Réaménager son espace
Le numérique y avait d’ailleurs déjà fait son incursion. « Même avant la pandémie, entrer dans notre univers et toucher les matières n’était plus si pertinent, poursuit Julie Bernèche. On modulait nos maquettes avec le numérique, et on utilisait BeHance pour présenter le portfolio ». Les consignes sanitaires avaient aussi freiné la visite des clients dans leur bureau, qui n’était pas adapté à la distanciation.
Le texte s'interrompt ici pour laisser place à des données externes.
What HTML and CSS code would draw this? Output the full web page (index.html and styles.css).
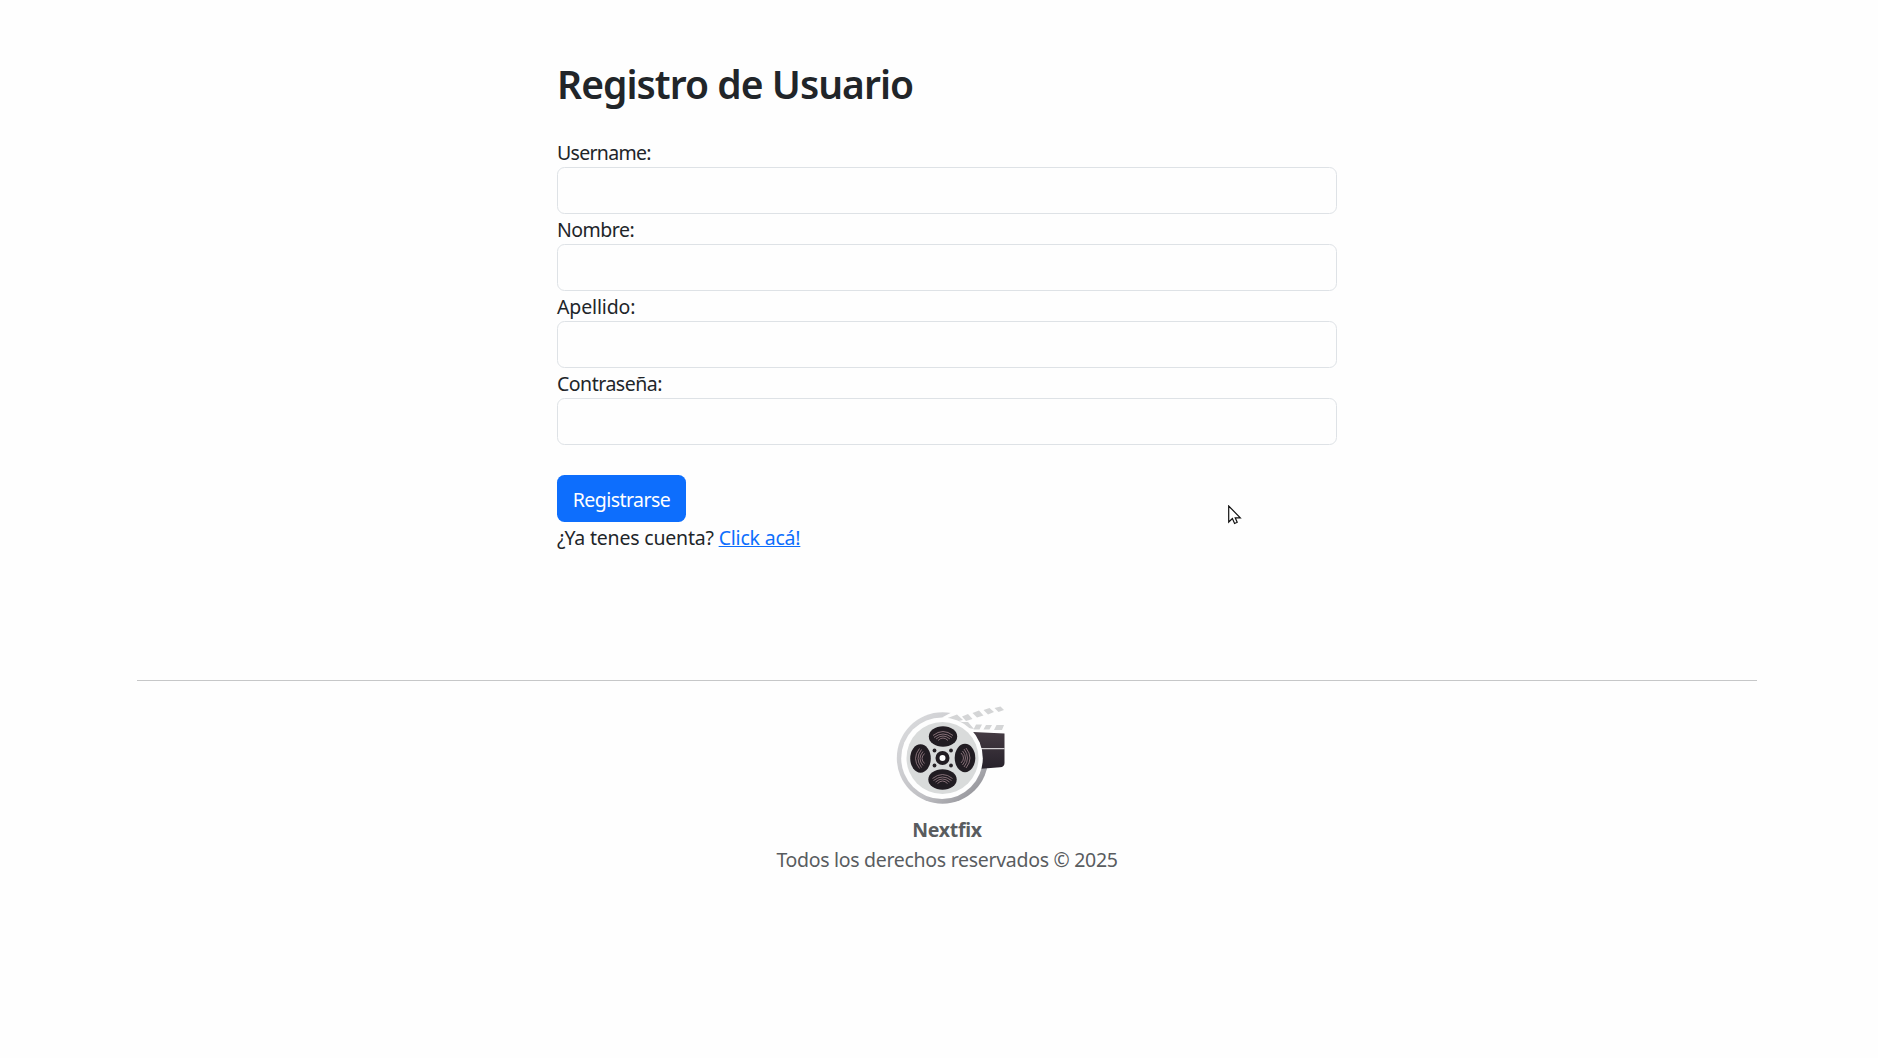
FILE: index.html
```html
<!DOCTYPE html>
<html lang="es">
<head>
<meta charset="utf-8">
<title>Registro de Usuario</title>
<link rel="stylesheet" href="styles.css">
</head>
<body>
<main class="register">
  <h1 class="title">Registro de Usuario</h1>
  <form class="form">
    <label class="label label-username" for="username"><span>Username:</span></label>
    <input class="input" id="username" type="text">
    <label class="label" for="nombre"><span>Nombre:</span></label>
    <input class="input" id="nombre" type="text">
    <label class="label label-apellido" for="apellido"><span>Apellido:</span></label>
    <input class="input" id="apellido" type="text">
    <label class="label" for="password"><span>Contraseña:</span></label>
    <input class="input" id="password" type="password">
    <button class="button" type="button">Registrarse</button>
  </form>
  <p class="login">¿Ya tenes cuenta? <a class="link" href="#">Click acá!</a></p>
</main>
<footer class="footer">
  <svg class="logo" viewBox="0 0 140 120" width="140" height="120" aria-hidden="true">
    <defs>
      <linearGradient id="rim" x1="0" y1="0" x2="1" y2="1"><stop offset="0" stop-color="#dedfe1"/><stop offset=".6" stop-color="#c0c0c4"/><stop offset="1" stop-color="#85858b"/></linearGradient>
      <linearGradient id="board" x1="0" y1="0" x2="0" y2="1"><stop offset="0" stop-color="#453b43"/><stop offset="1" stop-color="#27222b"/></linearGradient>
      <g id="hole">
        <ellipse rx="14.2" ry="10.3" fill="#211c22"/>
        <path fill="none" stroke="#a58a92" stroke-width=".75" d="M-10-1Q0-9 10-1M-9 1Q0-6 9 1M-7 2.500Q0-3.500 7 2.500M-5 4Q0-1 5 4"/>
      </g>
    </defs>
    <circle cx="62.500" cy="63" r="45.700" fill="url(#rim)"/>
    <path d="M76 15L110 20V60H98L82 27L62 22.500Z" fill="#fefefe"/>
    <path d="M93 37L124.500 38.500V68Q124.500 72 120 72.300L98 74Z" fill="url(#board)"/>
    <path d="M98 53.700H124.500" stroke="#f4f2f4" stroke-width="1"/>
    <g fill="#d4d5d6">
      <path d="M65 24L77 19.500L83 25L74 27Z"/>
      <path d="M82 21.500L88 19L92.500 24L86 26Z"/>
      <path d="M92.500 18L99 15.500L103.500 20.500L97 22.500Z"/>
      <path d="M103.500 15L109.500 13L114 17L108 19.500Z"/>
      <path d="M114.500 13L120.500 11.500L124 15L118.500 17Z"/>
      <path d="M80 27H88L94 34L88 33Z"/>
      <path d="M96 29.500H102L99.500 34.500H93.500Z"/>
      <path d="M106 30H112L109.500 34.500H103.500Z"/>
      <path d="M116.500 30H124L122 35H114Z"/>
    </g>
    <circle cx="62" cy="63.200" r="40.800" fill="#fefefe"/>
    <circle cx="62.500" cy="63" r="36" fill="#d9dbdb"/>
    <use href="#hole" x="63" y="41.500"/>
    <use href="#hole" x="62.500" y="84.500"/>
    <use href="#hole" transform="translate(40.500 63.500) rotate(-90)"/>
    <use href="#hole" transform="translate(85 63) rotate(90)"/>
    <g fill="#262126"><circle cx="54.500" cy="55.500" r="1.900"/><circle cx="71" cy="55.500" r="1.900"/><circle cx="54.500" cy="70.500" r="1.900"/><circle cx="71" cy="70.500" r="1.900"/></g>
    <circle cx="62.500" cy="63" r="5" fill="#fefefe" stroke="#211c22" stroke-width="4"/>
  </svg>
  <div class="brand">Nextfix</div>
  <div class="rights">Todos los derechos reservados © 2025</div>
</footer>
<svg class="cursor" viewBox="0 0 14 20" width="14" height="20" aria-hidden="true"><path d="M.7 1V17L4.400 13.500L6.600 18.500L9.200 17.300L7.200 12.800H12.300Z" fill="#fff" stroke="#111" stroke-width="1.200"/></svg>
</body>
</html>
```
FILE: styles.css
```css
* { box-sizing: border-box; }
body {
  margin: 0;
  height: 1058px;
  background: #fefefe;
  color: #212529;
  font: 380 19.500px/30px "Noto Sans", sans-serif;
  position: relative;
  overflow: hidden;
}
.register { width: 780px; height: 680px; margin-left: 557px; padding-top: 60px; }
.title { margin: 0 0 29px; font-size: 39px; line-height: 48px; font-weight: 560; letter-spacing: -.95px; white-space: nowrap; }
.form { display: flex; flex-direction: column; }
.label { height: 30px; padding-top: 1px; letter-spacing: -.5px; }
.label-username { letter-spacing: -.7px; }
.label-apellido { letter-spacing: -.15px; }
.input { width: 780px; height: 47px; border: 1px solid #dee2e6; border-radius: 7.500px; background: #fefefe; padding: 7px 15px; font: inherit; }
.button { width: 129px; height: 47px; margin-top: 30px; border: 0; border-radius: 7.500px; padding: 3px 0 0; background: #0d6efd; color: #fff; font: inherit; letter-spacing: -.55px; white-space: nowrap; }
.login { margin: 0; padding-top: 1px; letter-spacing: -.2px; }
.link { color: #0d6efd; text-decoration: underline; }
.footer { width: 1620px; margin-left: 137px; border-top: 1px solid #c6c7c8; padding-top: 14px; display: flex; flex-direction: column; align-items: center; color: #595c5f; }
.logo { display: block; margin-left: 6px; }
.brand { font-weight: 700; letter-spacing: -.25px; }
.rights { letter-spacing: -.3px; }
.cursor { position: absolute; left: 1228px; top: 505px; }
```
On était un joli petit bureau de design, pas un espace pouvant accueillir vingt personnes! De toute façon, nos clients aiment bien qu’on se déplace directement chez eux, pour mieux voir, mesurer… – Julie Bernèche

Pour sa part, Émilie Rousseau souhaite créer un espace collaboratif plus fonctionnel. Elle veut dynamiser l’espace et dépoussiérer un secteur conservateur. « Je veux être un employeur de choix et attirer des gens compétents et engagés. Il faut que les salariés aient envie de venir au bureau ». Voici comment elle aimerait aménager l’espace : « une aire ouverte, minimaliste, où rien n’est laissé sur les bureaux, où chaque employé apporte son portable et a à sa disposition un casier pour ses effets personnels. Avec des boots insonorisés pour les conversations confidentielles ». L’entrepreneure, qui souhaite améliorer l’engagement de ses employés, explique sa vision: « Venir au travail doit comporter une plus-value, avec les coûts de transport en commun payés ou le repas fourni. Avec une activité sociale ou sportive à la fin de la journée de travail ».
Elle pense aussi à un espace qui pourrait servir plusieurs besoins à la fois. « On peut parler avec nos clients sur Internet. Mais quand ils viennent sur place, je voudrais les accueillir d’une manière différente. Comme créer un événement client après un rendez-vous annuel dans notre salle de conférence, qui pourrait se transformer à cet effet ». Émilie Rousseau jongle avec toutes les options pour renforcer les liens, autant avec ses employés qu’avec ses clients, et faire des affaires autrement.